Castles to visit include Castello Castiglioni Mantezza in Masnago, the Tower of Velate and the Visconti Castle in San Vito a Somma Lombardo. The Rocca Borromeo in Angera overlooks a wide stretch of Lake Maggiore. It still belongs to the Borromeo family and is best known for its Sala di Giustizia (Hall of Justice) which contains original 13th century frescoes depicting the victory of Ottone Visconti, Archbishop of Milan, at the Battle of Desio. The castle also contains the Museo della Bambola (Doll Museum), founded in 1988, at the wish of Princess Bona Borromeo Arese. It displays over one thousand dolls dating from the 18th century through the present.

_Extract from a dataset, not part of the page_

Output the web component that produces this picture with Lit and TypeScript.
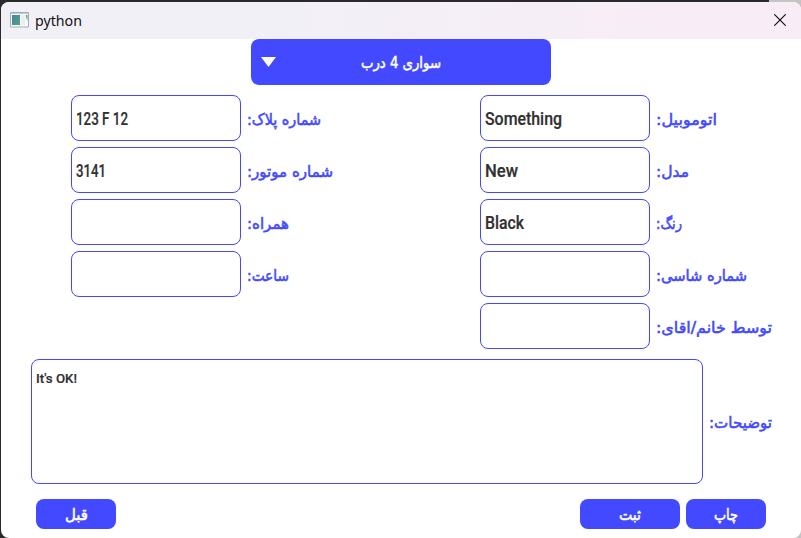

For those who are fans of Art Nouveau architecture, there are many examples throughout the province. The 19th century is really when tourism took off in the area and there are plenty of villas in this style to visit, including Villa Panza and the pink-hued Villa Ponti.
Other fine historical monuments to include in an itinerary are the Hermitage of Santa Caterina del Sasso in Leggiuno, which is perched atop a rock overlooking the lake. The Voltorre Cloister, located in the town of Gavirate, hosts the Museum of Modern Art, while in Saronno, visitors can delight in the artwork of the Sanctuary della Beata Vergine dei Miracoli. Originally constructed in the 15th century, its interior decoration features frescoes in its apse and cupola by Bernardino Luini (16th century) and Gaudenzio Ferrari (17th century). Regardless of where one travels within the province of Varese, the beauty of nature and the works of man seem to coexist in a magical and timeless harmony.